## start COLLECTED DATA
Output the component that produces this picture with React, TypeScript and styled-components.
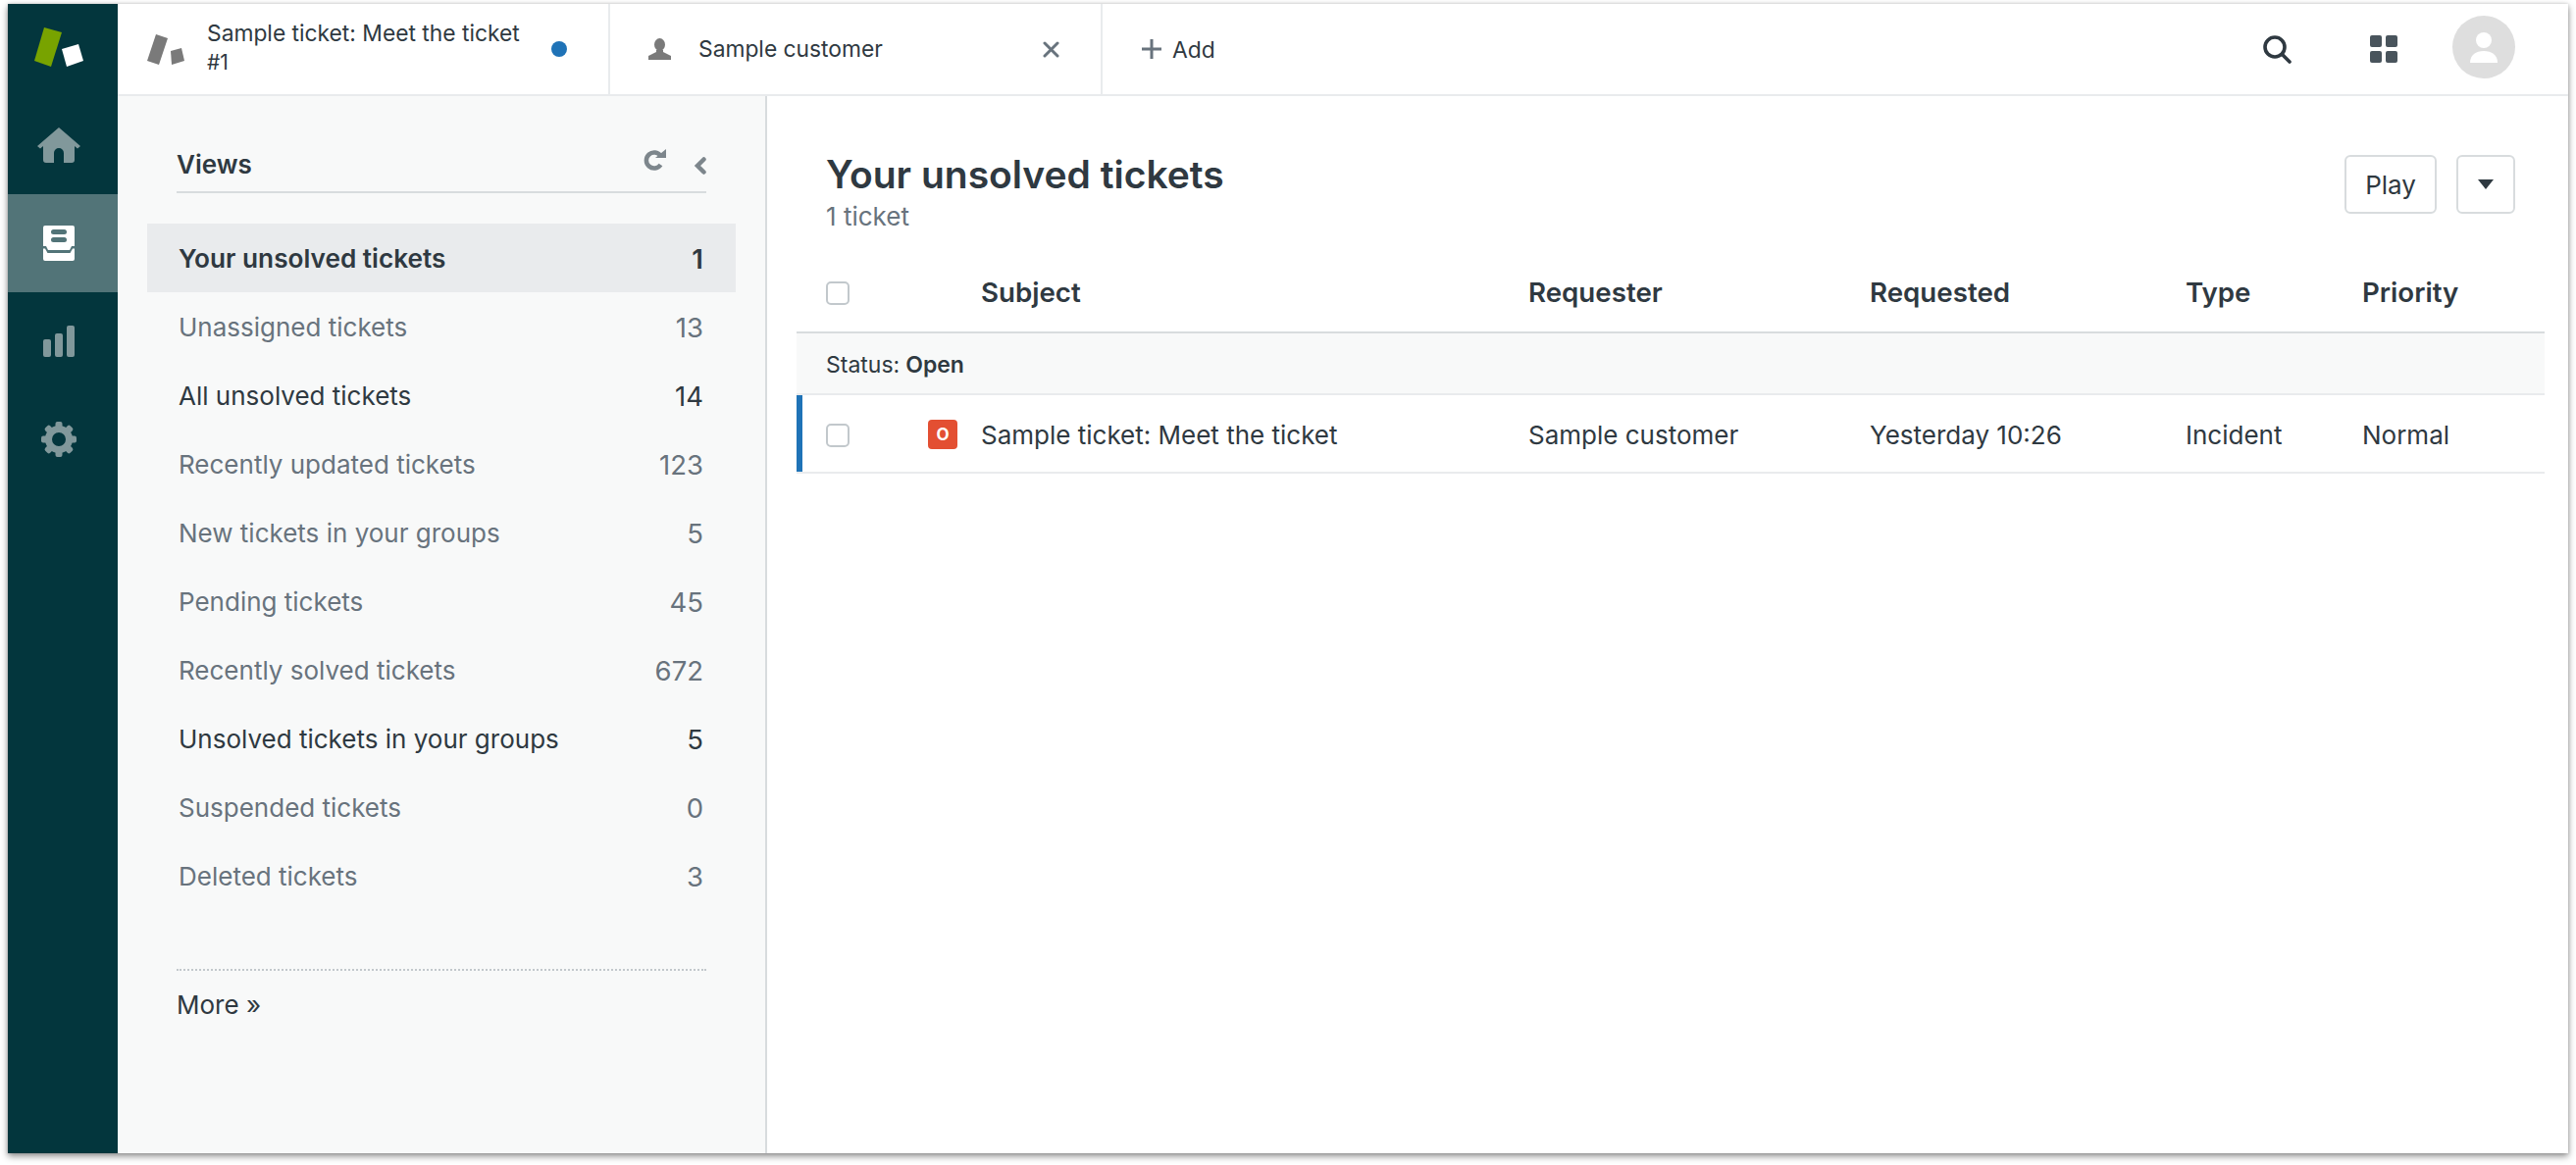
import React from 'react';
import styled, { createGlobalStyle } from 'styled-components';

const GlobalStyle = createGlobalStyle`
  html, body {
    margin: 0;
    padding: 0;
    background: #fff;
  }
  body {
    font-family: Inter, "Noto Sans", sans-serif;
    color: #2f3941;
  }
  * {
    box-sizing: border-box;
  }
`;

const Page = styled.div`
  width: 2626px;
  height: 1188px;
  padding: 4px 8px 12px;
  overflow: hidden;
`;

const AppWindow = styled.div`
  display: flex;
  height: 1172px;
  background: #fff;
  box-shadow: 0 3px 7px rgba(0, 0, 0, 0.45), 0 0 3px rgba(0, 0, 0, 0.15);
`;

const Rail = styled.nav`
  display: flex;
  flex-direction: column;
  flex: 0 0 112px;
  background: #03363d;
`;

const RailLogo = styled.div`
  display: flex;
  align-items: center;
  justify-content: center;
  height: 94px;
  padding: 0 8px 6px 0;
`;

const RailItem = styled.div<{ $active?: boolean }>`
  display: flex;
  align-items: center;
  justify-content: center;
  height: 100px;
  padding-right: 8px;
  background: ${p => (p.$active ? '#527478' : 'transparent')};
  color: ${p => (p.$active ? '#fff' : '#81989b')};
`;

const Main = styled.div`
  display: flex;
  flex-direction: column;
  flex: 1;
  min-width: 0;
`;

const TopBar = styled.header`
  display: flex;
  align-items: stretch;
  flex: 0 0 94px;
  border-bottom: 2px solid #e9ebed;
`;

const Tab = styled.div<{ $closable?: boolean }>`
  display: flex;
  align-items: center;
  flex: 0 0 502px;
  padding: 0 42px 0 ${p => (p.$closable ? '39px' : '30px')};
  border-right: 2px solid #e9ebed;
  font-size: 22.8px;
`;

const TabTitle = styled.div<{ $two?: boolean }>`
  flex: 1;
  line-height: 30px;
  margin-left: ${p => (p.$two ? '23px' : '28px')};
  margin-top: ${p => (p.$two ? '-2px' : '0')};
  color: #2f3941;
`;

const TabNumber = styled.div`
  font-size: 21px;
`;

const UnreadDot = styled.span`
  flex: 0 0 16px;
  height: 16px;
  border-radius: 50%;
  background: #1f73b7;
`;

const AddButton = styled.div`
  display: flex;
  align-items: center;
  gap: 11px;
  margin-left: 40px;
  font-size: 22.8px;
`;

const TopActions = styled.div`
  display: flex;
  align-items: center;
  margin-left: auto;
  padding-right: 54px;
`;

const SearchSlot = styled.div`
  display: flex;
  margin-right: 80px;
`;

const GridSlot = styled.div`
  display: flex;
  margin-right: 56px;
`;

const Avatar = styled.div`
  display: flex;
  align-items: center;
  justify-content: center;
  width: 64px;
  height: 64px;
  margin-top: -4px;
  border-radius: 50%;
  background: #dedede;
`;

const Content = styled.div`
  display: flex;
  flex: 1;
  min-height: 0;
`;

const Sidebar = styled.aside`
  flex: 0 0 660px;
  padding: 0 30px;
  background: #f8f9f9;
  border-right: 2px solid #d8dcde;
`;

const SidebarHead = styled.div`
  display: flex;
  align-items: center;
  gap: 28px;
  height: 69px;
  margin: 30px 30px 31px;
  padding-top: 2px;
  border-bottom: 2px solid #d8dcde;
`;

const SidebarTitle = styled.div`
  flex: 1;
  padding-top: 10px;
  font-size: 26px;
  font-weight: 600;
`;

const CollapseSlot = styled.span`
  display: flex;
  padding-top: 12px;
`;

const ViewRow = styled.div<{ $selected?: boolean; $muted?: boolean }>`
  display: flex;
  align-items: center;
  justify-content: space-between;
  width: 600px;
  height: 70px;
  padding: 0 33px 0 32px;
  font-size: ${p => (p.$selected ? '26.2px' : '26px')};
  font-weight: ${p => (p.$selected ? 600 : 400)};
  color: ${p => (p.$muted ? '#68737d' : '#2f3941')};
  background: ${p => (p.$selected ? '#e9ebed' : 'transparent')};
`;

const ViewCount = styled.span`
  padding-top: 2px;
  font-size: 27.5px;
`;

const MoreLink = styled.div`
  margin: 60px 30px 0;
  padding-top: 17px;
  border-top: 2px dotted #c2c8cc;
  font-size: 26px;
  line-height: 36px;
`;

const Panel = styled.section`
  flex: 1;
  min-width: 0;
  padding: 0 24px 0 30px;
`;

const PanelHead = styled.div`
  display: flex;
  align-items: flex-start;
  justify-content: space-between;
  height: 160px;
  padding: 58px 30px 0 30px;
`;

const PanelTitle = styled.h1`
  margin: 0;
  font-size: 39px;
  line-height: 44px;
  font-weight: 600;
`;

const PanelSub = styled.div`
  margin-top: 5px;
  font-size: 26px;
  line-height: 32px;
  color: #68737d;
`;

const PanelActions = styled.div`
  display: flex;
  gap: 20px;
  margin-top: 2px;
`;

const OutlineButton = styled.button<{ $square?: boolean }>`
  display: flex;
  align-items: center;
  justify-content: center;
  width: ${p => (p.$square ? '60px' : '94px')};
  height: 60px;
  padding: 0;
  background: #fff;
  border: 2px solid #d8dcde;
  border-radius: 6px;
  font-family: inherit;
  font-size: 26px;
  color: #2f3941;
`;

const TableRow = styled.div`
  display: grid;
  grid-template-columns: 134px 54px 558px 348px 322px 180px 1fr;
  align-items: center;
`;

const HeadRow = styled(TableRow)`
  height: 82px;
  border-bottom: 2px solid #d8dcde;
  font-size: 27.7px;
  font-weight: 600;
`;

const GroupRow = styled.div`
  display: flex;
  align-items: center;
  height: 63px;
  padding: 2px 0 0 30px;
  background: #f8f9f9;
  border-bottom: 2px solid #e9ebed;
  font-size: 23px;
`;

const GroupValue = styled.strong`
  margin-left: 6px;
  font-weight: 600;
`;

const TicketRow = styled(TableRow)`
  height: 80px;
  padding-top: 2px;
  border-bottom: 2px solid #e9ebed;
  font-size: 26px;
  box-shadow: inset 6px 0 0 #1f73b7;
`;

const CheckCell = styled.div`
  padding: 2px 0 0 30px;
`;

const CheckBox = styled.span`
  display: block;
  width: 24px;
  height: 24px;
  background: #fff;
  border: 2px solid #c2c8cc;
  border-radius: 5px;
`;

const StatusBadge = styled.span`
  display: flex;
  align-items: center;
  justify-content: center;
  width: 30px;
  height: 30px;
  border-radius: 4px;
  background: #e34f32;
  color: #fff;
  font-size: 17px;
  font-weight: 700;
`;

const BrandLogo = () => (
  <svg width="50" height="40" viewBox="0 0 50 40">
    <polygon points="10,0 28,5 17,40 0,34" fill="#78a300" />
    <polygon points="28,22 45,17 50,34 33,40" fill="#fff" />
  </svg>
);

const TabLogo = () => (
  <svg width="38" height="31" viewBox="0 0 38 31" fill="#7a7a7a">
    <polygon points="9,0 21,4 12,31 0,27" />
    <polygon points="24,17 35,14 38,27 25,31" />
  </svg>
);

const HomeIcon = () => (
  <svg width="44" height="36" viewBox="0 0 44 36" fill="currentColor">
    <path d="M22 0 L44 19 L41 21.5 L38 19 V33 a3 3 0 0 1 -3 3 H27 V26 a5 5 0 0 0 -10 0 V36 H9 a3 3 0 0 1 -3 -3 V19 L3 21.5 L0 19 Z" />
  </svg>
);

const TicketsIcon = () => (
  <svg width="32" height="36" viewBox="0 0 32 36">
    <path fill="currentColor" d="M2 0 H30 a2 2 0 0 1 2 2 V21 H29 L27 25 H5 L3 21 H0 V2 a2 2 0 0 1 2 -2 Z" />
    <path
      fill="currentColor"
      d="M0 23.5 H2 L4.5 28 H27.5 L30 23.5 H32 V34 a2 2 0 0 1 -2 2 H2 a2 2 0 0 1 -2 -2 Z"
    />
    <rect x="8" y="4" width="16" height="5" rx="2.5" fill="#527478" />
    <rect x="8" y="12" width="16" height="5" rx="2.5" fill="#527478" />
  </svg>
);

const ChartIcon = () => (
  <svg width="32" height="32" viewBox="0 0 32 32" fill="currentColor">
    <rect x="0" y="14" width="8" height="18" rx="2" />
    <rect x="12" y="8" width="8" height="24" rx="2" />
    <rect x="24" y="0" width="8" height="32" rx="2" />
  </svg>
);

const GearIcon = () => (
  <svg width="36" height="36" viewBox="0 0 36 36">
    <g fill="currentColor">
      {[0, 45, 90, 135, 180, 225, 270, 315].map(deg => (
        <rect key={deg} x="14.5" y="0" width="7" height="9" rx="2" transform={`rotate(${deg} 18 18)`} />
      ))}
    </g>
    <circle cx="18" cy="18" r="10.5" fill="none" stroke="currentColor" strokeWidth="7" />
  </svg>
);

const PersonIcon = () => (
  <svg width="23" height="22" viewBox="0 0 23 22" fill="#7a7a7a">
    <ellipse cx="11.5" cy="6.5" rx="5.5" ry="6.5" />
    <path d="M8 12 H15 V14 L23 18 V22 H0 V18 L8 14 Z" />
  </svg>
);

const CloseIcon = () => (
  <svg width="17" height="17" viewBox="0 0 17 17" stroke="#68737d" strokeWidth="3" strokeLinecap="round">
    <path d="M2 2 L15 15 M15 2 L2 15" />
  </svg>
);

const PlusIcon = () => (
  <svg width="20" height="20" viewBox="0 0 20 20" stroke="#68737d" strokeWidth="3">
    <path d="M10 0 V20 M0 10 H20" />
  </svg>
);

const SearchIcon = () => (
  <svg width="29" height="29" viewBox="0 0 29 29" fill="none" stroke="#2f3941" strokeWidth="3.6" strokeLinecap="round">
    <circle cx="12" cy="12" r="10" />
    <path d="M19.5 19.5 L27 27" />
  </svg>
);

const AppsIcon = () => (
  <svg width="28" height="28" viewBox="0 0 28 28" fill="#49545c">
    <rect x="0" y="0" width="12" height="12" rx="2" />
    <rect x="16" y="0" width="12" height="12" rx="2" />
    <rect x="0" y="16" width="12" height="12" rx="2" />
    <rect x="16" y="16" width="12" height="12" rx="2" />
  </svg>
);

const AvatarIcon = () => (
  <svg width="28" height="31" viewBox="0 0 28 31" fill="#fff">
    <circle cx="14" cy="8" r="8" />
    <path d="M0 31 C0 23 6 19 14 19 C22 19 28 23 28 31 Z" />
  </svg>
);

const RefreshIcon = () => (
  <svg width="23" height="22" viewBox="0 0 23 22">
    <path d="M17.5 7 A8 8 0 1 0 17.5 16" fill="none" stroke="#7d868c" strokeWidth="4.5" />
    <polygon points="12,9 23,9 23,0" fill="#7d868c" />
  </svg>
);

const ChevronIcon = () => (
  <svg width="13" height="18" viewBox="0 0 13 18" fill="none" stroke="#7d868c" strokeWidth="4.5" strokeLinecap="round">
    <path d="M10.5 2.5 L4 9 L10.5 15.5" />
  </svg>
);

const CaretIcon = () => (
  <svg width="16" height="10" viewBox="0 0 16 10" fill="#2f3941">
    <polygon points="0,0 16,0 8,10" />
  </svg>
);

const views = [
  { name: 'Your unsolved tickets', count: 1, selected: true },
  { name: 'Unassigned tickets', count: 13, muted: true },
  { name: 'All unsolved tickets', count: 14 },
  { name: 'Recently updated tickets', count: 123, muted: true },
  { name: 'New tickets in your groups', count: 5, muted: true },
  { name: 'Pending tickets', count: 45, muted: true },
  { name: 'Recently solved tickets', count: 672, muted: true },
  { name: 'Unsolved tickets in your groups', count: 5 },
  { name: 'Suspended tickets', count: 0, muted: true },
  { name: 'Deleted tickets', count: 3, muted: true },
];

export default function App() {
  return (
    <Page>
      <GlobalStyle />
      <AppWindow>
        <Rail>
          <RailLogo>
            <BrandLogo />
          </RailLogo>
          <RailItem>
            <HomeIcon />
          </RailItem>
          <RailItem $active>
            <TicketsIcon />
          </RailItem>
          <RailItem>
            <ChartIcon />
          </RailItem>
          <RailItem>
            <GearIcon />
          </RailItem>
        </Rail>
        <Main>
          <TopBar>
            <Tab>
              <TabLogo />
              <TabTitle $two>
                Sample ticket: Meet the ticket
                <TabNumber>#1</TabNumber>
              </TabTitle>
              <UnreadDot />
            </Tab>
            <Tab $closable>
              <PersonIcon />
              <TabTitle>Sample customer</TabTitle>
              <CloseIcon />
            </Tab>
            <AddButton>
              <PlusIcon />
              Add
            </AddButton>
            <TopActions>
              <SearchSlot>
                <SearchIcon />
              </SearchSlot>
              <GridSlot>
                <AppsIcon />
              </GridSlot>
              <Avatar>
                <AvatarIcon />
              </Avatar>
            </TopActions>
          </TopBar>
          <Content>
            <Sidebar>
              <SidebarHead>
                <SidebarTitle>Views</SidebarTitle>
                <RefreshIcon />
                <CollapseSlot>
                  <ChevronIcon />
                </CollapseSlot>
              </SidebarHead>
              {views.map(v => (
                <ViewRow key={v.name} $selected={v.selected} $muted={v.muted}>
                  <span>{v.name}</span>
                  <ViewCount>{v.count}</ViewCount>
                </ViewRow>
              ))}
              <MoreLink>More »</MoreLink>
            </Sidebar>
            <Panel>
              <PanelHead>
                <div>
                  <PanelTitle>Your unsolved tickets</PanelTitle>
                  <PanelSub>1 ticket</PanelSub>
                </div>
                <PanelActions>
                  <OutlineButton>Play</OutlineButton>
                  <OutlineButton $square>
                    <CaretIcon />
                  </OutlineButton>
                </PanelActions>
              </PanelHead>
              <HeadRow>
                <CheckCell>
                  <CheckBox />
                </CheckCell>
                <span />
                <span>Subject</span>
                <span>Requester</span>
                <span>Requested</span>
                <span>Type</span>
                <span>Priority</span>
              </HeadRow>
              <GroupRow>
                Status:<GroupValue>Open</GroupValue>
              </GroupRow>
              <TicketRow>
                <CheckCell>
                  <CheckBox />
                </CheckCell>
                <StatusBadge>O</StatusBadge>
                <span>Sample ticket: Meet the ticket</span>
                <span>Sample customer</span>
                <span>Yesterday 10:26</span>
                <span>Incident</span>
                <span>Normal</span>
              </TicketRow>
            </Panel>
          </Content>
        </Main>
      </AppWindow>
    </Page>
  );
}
## end COLLECTED DATA
- DIRECTIONS: Return solely the number of lines in the data that include the word "components".

- REPLY TO THE EXERCISE: 2